• [Exercise task] Please restate, exactly as written, the lines running from the beginning of the material through the line that has "X, Check, SquarePen" in it.
— Start —
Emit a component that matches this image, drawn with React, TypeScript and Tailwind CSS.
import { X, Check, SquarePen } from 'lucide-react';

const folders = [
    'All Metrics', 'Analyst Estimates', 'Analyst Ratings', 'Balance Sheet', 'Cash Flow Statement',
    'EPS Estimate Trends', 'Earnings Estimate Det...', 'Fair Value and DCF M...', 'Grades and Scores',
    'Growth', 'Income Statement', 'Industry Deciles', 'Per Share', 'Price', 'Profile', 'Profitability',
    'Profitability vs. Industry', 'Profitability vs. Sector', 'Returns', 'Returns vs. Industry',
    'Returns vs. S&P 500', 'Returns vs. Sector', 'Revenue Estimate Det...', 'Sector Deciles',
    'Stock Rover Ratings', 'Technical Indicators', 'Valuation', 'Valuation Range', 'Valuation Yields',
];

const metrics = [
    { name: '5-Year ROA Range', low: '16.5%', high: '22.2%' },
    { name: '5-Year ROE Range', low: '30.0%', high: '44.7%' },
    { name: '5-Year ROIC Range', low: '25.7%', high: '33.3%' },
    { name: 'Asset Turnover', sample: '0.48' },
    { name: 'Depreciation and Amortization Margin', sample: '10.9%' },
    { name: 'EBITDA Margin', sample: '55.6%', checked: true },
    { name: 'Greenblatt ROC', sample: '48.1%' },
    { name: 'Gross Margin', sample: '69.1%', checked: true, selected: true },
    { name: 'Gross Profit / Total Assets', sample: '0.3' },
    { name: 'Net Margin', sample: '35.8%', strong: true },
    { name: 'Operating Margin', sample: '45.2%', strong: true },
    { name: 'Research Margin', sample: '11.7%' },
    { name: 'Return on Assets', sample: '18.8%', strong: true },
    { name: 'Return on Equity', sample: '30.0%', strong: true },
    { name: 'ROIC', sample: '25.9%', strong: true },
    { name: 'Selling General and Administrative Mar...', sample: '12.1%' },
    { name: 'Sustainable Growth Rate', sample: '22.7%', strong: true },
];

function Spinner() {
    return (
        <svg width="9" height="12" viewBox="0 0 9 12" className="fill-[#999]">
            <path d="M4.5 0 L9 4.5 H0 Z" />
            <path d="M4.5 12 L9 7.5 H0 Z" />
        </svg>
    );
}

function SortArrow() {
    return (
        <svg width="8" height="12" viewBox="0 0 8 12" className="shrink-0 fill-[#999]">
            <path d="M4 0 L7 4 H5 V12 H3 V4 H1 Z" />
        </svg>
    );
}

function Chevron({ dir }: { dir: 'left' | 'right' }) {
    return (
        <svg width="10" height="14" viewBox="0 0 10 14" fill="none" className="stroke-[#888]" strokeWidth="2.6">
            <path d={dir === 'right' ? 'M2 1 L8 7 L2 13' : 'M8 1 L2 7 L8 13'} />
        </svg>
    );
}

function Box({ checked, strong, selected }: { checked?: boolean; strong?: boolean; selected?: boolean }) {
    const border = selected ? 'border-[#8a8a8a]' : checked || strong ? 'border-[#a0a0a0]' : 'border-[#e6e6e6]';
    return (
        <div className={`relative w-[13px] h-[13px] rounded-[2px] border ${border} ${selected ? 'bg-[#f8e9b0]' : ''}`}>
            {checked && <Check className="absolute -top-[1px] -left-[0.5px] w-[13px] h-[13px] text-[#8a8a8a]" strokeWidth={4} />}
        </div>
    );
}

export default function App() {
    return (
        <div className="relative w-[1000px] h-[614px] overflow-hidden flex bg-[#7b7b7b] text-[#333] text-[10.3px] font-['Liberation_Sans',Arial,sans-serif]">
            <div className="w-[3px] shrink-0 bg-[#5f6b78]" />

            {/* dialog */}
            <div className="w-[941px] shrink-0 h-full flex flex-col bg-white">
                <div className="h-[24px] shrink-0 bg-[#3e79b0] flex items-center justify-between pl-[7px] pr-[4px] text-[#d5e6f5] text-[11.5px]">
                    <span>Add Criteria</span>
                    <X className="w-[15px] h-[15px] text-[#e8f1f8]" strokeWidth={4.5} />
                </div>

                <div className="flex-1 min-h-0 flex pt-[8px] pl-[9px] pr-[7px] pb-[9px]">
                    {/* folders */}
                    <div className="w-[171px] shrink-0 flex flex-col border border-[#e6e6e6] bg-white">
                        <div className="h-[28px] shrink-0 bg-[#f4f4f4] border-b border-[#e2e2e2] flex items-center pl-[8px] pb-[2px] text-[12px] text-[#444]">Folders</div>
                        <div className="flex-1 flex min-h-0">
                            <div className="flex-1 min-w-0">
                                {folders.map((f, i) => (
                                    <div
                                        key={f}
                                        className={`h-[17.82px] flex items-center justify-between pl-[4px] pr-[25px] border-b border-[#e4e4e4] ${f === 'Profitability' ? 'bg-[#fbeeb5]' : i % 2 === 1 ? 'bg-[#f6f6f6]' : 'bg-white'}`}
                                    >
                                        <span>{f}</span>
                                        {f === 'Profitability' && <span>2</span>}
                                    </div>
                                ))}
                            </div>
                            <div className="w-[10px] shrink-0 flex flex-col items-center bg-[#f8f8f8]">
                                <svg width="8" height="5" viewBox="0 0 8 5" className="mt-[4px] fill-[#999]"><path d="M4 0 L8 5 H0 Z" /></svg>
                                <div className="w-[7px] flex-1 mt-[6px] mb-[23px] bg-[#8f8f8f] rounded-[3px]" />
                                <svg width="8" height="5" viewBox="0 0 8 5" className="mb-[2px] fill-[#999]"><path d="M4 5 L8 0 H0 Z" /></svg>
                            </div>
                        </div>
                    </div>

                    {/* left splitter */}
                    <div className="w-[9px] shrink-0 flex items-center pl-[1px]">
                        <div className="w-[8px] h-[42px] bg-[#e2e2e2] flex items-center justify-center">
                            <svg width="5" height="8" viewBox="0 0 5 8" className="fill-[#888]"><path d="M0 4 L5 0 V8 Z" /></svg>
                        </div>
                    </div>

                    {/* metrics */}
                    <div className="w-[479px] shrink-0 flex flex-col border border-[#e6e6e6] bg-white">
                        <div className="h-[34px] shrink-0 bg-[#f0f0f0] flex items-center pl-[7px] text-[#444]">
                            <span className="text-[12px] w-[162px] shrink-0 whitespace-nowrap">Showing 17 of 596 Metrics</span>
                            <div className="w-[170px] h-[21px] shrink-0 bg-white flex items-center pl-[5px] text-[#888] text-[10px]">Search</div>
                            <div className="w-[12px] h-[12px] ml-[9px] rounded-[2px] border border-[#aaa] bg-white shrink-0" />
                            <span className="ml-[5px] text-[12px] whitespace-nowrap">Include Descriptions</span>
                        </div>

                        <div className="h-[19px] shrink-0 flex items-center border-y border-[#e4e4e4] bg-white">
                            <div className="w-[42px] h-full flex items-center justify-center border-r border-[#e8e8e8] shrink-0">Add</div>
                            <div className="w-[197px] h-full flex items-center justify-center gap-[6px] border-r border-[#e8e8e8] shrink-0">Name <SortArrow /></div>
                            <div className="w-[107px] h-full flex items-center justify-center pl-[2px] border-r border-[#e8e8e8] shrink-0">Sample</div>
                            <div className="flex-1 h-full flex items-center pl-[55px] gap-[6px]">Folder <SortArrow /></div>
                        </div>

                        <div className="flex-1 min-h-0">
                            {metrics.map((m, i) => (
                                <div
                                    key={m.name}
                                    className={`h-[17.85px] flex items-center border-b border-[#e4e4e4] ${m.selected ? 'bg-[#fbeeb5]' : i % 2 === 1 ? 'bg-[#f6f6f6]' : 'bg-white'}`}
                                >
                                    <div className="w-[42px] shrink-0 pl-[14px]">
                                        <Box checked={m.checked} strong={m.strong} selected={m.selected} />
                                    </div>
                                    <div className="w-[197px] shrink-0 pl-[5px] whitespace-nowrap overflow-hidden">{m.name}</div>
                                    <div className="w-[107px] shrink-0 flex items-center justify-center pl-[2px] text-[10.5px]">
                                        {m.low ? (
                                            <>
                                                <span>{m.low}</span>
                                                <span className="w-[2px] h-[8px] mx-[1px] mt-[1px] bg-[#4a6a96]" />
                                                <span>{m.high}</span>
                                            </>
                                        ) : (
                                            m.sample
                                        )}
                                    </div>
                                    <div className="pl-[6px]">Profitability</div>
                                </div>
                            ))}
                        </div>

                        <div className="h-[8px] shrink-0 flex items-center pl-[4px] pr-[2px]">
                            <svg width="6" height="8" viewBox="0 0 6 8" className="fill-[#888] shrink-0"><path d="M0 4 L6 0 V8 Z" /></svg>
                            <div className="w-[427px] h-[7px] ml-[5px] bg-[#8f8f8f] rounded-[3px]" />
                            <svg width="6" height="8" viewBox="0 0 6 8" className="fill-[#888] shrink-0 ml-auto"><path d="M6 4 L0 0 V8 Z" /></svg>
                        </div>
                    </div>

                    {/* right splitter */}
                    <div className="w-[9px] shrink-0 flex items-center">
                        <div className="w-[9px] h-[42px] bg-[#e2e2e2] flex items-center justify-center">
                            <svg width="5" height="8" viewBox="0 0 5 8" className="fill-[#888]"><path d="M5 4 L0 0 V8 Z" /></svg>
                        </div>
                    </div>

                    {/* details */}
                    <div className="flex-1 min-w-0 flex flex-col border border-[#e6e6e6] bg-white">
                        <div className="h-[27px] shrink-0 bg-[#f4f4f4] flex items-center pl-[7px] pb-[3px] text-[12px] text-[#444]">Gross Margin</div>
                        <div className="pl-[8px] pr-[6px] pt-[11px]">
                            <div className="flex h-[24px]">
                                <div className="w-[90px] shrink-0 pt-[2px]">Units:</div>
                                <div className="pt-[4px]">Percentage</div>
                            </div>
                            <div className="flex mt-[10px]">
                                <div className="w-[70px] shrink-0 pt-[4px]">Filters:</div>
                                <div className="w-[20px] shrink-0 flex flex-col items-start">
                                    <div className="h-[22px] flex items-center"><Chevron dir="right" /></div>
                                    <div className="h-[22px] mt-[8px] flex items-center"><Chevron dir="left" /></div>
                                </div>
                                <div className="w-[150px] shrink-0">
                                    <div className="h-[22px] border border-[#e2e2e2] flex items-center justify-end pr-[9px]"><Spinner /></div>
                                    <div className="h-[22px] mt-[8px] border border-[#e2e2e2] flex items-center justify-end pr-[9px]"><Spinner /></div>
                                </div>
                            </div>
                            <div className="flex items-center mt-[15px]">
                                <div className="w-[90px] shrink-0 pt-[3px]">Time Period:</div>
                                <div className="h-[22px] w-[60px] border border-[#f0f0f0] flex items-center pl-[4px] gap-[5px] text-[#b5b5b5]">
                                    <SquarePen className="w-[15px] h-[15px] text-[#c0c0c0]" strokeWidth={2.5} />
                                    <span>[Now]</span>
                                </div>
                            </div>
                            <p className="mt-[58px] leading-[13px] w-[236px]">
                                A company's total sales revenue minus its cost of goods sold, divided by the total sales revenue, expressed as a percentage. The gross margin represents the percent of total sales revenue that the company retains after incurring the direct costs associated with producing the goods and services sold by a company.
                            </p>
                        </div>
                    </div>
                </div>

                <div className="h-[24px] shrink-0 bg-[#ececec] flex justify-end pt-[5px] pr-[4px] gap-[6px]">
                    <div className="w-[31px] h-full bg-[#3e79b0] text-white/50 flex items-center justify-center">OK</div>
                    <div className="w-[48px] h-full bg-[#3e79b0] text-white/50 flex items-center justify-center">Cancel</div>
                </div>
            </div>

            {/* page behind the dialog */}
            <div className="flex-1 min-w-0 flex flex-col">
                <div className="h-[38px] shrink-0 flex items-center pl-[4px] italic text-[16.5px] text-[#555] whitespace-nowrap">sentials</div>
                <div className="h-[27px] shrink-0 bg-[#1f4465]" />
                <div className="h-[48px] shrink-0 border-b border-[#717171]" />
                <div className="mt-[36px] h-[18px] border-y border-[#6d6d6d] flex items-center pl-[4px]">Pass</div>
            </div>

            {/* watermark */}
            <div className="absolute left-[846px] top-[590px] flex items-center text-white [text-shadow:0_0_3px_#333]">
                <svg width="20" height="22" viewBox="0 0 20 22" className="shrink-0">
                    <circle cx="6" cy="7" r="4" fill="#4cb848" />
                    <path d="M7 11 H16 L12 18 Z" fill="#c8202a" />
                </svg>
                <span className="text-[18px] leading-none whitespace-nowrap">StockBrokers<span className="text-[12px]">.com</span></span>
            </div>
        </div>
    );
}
— End —
• [Answer]
Emit a component that matches this image, drawn with React, TypeScript and Tailwind CSS.
import { X, Check, SquarePen } from 'lucide-react';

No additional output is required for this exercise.